Conforme Eduardo, os tios e parentes que moram ao redor pretendem, futuramente, plantar apenas algumas frutas no que restou da propriedade.
— É uma história que terminou, né? Não tem mais o que fazer aqui. É erguer a cabeça e seguir a vida em outro lugar — projeta Eduardo.
No mesmo dia, deslizamento vitimou cinco pessoas da família Eckhardt
Além dos quatro óbitos confirmados dos Brino, outras cinco pessoas da família Eckhardt também morreram em um deslizamento, no mesmo 30 de abril.
O casal de agricultores Adir e Elenita Eckhardt, 57 e 52 anos respectivamente, a filha Andrieli, 13 anos, o filho Anderson, 33, e a companheira dele, Letícia Garcia, 28, morreram soterrados na localidade de Serrinha.
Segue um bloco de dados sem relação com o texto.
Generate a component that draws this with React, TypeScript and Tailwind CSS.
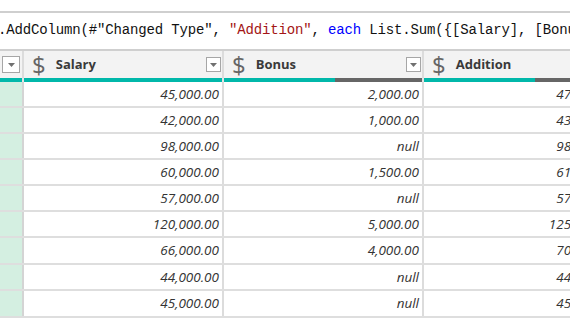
import React from "react";

type Row = { salary: string; bonus: string; addition: string; h: string };

const rows: Row[] = [
  { salary: "45,000.00", bonus: "2,000.00", addition: "47,000.00", h: "h-[26px]" },
  { salary: "42,000.00", bonus: "1,000.00", addition: "43,000.00", h: "h-[26px]" },
  { salary: "98,000.00", bonus: "null", addition: "98,000.00", h: "h-[26px]" },
  { salary: "60,000.00", bonus: "1,500.00", addition: "61,500.00", h: "h-[26px]" },
  { salary: "57,000.00", bonus: "null", addition: "57,000.00", h: "h-[26px]" },
  { salary: "120,000.00", bonus: "5,000.00", addition: "125,000.00", h: "h-[26px]" },
  { salary: "66,000.00", bonus: "4,000.00", addition: "70,000.00", h: "h-[27px]" },
  { salary: "44,000.00", bonus: "null", addition: "44,000.00", h: "h-[26px]" },
  { salary: "45,000.00", bonus: "null", addition: "45,000.00", h: "h-[27px]" },
];

const DropBox = () => (
  <div className="w-[15px] h-[15px] border border-[#a6a6a6] bg-white flex items-center justify-center">
    <svg width="7" height="4" viewBox="0 0 7 4">
      <path d="M0 0h7L3.5 4z" fill="#707070" />
    </svg>
  </div>
);

const Header = ({ name, last }: { name: string; last?: boolean }) => (
  <div
    className={`relative flex items-center h-full w-[200px] shrink-0 ${
      last ? "" : "border-r-2 border-[#dcdcdc]"
    }`}
  >
    <span className="ml-[8px] text-[24px] leading-none font-normal text-[#666] font-['Open_Sans',sans-serif]">
      $
    </span>
    <span className="ml-[10px] text-[13px] font-bold text-[#3a3a3a] font-['Open_Sans',sans-serif]">
      {name}
    </span>
    {!last && (
      <div className="ml-auto mr-[1px]">
        <DropBox />
      </div>
    )}
  </div>
);

const Cell = ({ value, last }: { value: string; last?: boolean }) => (
  <div
    className={`w-[200px] shrink-0 flex items-center justify-end text-[13.5px] italic text-[#333] font-['Open_Sans',sans-serif] ${
      last ? "pr-[9px]" : "pr-[3px] border-r-2 border-[#dcdcdc]"
    }`}
  >
    {value}
  </div>
);

export default function App() {
  return (
    <div className="w-[570px] h-[332px] overflow-hidden bg-white">
      <div className="h-[11px]" />
      {/* formula bar */}
      <div className="h-[40px] border-t-2 border-b-2 border-[#cfcfcf] flex items-start pt-[7px] overflow-hidden">
        <div className="ml-[-2px] whitespace-pre text-[14px] tracking-[-0.15px] text-[#111] font-['Liberation_Mono',monospace]">
          .AddColumn(#"Changed Type", <span className="text-[#a31515]">"Addition"</span>,{" "}
          <span className="text-[#0000ff]">each</span> List.Sum({"{"}[Salary], [Bonus]{"}"}))
        </div>
      </div>
      {/* header */}
      <div className="flex h-[27px] bg-[#f3f3f3]">
        <div className="w-[24px] shrink-0 border-r-2 border-[#dcdcdc] flex items-center pl-[2px]">
          <div className="w-[18px] h-[17px] border border-[#a6a6a6] bg-white flex items-center justify-center">
            <svg width="7" height="4" viewBox="0 0 7 4">
              <path d="M0 0h7L3.5 4z" fill="#707070" />
            </svg>
          </div>
        </div>
        <Header name="Salary" />
        <Header name="Bonus" />
        <Header name="Addition" last />
      </div>
      {/* quality bars */}
      <div className="flex h-[4px]">
        <div className="w-[24px] shrink-0 border-r-2 border-[#e4e4e4] bg-[#01b8aa]" />
        <div className="w-[200px] shrink-0 border-r-2 border-[#e4e4e4] bg-[#01b8aa]" />
        <div className="w-[200px] shrink-0 border-r-2 border-[#e4e4e4] flex">
          <div className="w-[111px] bg-[#01b8aa]" />
          <div className="flex-1 bg-[#666]" />
        </div>
        <div className="w-[200px] shrink-0 flex">
          <div className="w-[111px] bg-[#01b8aa]" />
          <div className="flex-1 bg-[#666]" />
        </div>
      </div>
      {/* rows */}
      {rows.map((r, i) => (
        <div key={i} className={`flex ${r.h} border-b-2 border-[#dedede]`}>
          <div className="w-[24px] shrink-0 border-r-2 border-[#d4d4d4] bg-[#d4efe1]" />
          <Cell value={r.salary} />
          <Cell value={r.bonus} />
          <Cell value={r.addition} last />
        </div>
      ))}
    </div>
  );
}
Primo de Adir, Adelar Eckhardt conta que Anderson morava em uma residência próxima dos pais. No início daquele dia, uma avalanche passou perto da casa dele. Assustado, levou os animais para o galpão de Adir e Elenita e decidiu dormir com a companheira na casa dos pais. De noite, um novo deslizamento atingiu a casa em que todos estavam.
— No outro dia de manhã, eu estava sem notícias dos meus pais. Eu moro na cidade, mas meus pais moram no Interior, pertinho de onde aconteceu. Subi até lá, cheguei na casa deles e vi o desmoronamento. Tentei chegar na casa, por cima de árvores e pedras, chamei eles e não consegui encontrar nada. Não tinha certeza se eles estavam em casa. Voltei pra cidade, avisei familiares, mas depois começou a subir o rio, veio a enchente e só conseguimos encontrar o corpo do Adir dois dias depois.
Conforme o Corpo de Bombeiros de Santa Catarina, quatro das vítimas foram encontradas abraçadas em um dos cômodos da residência.
Segundo a Defesa Civil, 14 pessoas morreram em Roca Sales em decorrência dos eventos climáticos de abril e maio deste ano.